(RAW DATA)

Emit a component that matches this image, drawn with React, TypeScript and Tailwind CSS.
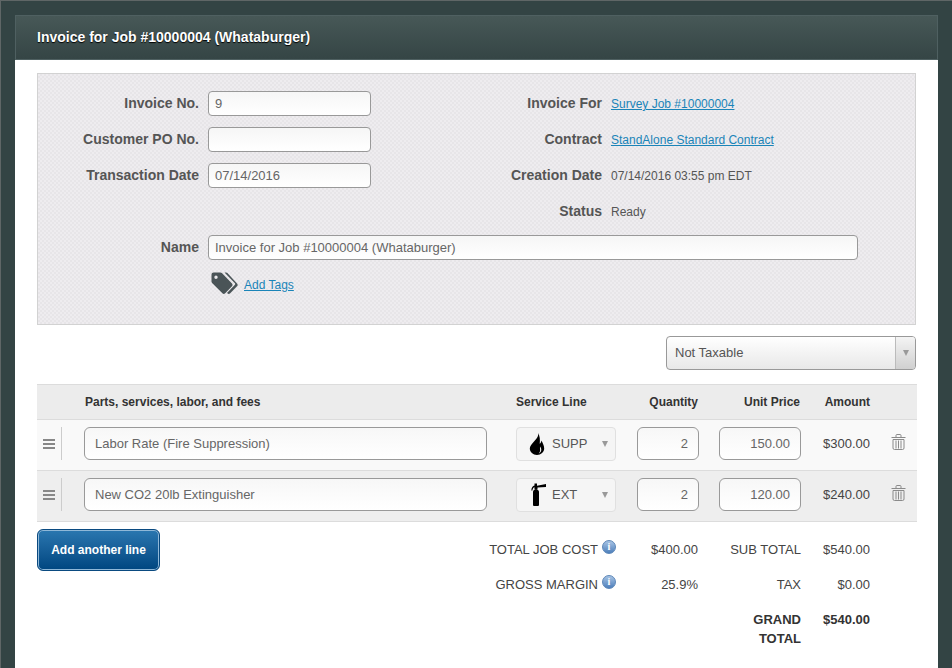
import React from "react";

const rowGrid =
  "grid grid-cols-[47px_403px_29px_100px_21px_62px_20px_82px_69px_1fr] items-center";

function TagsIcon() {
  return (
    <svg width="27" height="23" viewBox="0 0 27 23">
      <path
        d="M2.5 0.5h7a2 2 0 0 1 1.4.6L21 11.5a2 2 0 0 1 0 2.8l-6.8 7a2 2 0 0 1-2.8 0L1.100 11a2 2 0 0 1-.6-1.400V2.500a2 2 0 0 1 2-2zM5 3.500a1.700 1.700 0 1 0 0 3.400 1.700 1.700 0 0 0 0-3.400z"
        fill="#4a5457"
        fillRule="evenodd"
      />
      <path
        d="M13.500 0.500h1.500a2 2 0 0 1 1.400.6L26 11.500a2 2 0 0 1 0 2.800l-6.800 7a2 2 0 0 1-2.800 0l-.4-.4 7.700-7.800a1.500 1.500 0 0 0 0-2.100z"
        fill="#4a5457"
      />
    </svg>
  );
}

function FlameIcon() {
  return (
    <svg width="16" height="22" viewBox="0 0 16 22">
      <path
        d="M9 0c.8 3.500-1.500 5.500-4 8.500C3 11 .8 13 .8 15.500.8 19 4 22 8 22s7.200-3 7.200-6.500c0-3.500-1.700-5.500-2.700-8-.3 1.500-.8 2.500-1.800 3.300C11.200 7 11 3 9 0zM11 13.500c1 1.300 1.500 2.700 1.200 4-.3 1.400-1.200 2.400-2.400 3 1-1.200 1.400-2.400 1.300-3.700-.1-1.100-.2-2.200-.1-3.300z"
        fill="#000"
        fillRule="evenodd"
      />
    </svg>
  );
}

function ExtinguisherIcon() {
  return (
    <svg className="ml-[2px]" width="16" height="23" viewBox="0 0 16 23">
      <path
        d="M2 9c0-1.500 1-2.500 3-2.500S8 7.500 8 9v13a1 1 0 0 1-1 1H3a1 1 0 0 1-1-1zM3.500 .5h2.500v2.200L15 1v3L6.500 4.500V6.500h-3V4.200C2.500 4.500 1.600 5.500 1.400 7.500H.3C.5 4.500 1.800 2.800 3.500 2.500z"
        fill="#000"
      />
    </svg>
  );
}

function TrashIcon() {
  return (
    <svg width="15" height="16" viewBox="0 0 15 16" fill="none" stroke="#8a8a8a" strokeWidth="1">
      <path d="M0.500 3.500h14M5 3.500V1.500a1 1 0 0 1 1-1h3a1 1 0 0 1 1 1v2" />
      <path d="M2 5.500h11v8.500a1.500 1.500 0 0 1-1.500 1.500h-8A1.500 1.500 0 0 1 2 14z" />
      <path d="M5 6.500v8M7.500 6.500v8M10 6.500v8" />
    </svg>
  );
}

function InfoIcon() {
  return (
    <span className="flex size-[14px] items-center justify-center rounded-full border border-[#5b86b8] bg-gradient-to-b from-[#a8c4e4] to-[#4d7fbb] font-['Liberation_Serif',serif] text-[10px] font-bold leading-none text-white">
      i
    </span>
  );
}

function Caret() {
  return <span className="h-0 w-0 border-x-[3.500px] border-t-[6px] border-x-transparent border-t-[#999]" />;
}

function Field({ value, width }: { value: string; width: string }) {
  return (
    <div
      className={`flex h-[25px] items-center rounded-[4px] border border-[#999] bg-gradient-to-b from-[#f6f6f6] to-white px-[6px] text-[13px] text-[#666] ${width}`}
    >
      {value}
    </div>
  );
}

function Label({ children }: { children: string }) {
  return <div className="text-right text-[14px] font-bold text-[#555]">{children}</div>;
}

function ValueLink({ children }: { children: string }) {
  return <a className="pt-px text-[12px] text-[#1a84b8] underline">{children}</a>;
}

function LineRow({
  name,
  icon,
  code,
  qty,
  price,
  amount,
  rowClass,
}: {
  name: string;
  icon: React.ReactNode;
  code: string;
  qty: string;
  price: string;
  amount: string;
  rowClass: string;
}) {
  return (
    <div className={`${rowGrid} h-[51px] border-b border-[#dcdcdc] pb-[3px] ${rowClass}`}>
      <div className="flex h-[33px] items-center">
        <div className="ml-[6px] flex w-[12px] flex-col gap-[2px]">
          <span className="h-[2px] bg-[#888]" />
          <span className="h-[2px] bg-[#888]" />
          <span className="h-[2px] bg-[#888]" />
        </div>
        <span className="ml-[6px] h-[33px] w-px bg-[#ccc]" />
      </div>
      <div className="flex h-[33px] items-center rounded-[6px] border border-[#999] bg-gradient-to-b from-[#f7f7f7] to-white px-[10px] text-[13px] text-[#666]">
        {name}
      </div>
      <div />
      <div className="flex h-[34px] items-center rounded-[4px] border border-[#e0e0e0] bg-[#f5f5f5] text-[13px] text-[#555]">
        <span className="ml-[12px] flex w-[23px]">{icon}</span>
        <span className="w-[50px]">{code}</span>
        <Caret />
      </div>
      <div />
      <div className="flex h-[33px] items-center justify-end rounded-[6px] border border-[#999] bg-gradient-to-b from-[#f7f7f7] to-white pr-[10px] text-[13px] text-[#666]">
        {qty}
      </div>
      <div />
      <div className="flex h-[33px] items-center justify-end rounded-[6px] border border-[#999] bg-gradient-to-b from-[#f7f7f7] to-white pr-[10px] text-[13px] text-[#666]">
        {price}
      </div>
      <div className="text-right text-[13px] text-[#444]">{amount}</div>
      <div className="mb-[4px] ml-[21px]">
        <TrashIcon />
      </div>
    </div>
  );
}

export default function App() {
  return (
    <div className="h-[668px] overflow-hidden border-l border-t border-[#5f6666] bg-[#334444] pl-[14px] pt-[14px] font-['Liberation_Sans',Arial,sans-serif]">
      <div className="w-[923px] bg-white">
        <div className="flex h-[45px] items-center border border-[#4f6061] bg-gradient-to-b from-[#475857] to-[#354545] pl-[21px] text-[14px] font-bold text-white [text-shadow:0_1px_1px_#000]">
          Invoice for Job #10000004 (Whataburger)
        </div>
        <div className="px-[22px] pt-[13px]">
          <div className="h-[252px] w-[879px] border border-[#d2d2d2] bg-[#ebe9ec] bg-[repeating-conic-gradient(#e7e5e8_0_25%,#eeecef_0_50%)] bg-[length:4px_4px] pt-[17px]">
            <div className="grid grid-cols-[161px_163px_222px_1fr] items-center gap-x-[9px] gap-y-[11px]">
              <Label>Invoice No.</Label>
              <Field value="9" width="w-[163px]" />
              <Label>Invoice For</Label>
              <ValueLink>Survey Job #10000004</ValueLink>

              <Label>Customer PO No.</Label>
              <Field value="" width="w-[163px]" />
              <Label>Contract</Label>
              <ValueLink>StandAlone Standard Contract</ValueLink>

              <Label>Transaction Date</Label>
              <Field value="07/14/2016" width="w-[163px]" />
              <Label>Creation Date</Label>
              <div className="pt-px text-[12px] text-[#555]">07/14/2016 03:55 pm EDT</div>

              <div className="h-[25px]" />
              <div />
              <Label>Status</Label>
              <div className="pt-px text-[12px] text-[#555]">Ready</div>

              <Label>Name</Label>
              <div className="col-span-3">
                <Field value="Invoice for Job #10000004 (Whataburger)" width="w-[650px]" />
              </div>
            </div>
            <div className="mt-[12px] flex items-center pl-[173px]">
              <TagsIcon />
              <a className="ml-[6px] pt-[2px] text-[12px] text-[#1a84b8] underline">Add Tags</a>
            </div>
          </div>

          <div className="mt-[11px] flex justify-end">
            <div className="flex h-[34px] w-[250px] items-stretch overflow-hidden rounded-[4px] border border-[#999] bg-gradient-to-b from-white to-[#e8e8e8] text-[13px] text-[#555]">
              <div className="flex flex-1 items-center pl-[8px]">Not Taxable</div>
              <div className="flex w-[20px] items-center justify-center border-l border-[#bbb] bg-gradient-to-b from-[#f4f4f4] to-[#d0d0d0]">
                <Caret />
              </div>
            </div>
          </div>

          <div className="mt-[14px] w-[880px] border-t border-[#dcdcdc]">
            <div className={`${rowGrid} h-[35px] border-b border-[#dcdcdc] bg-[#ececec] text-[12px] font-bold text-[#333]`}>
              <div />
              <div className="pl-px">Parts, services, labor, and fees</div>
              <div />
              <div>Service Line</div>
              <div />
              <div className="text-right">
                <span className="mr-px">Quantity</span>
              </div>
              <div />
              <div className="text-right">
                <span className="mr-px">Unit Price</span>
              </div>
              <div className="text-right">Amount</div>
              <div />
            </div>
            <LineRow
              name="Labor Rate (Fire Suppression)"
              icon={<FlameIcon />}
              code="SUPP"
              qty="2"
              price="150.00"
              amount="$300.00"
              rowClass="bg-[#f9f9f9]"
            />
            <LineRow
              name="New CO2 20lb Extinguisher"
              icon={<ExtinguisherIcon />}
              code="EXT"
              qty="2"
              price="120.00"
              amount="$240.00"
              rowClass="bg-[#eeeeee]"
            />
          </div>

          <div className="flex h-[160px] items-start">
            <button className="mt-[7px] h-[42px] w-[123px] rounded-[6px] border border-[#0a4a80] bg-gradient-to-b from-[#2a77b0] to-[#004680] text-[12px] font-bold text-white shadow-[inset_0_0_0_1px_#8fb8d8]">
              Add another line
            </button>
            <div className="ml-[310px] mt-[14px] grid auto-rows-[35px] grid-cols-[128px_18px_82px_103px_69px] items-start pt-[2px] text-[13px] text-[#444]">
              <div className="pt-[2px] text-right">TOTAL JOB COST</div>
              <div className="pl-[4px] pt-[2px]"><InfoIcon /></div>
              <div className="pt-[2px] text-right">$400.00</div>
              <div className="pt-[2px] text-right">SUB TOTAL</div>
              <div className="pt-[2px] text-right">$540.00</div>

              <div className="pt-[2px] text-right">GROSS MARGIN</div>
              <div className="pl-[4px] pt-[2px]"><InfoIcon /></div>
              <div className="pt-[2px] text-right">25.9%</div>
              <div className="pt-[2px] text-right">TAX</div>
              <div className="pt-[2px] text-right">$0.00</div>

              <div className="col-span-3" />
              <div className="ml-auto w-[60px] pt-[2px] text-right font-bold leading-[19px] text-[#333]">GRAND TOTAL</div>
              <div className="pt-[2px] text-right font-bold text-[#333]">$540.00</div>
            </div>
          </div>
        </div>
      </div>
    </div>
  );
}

(REQUIRED WORK)
Give a single number: the count of lines above that include the word "React".

(SOLUTION BELOW)
3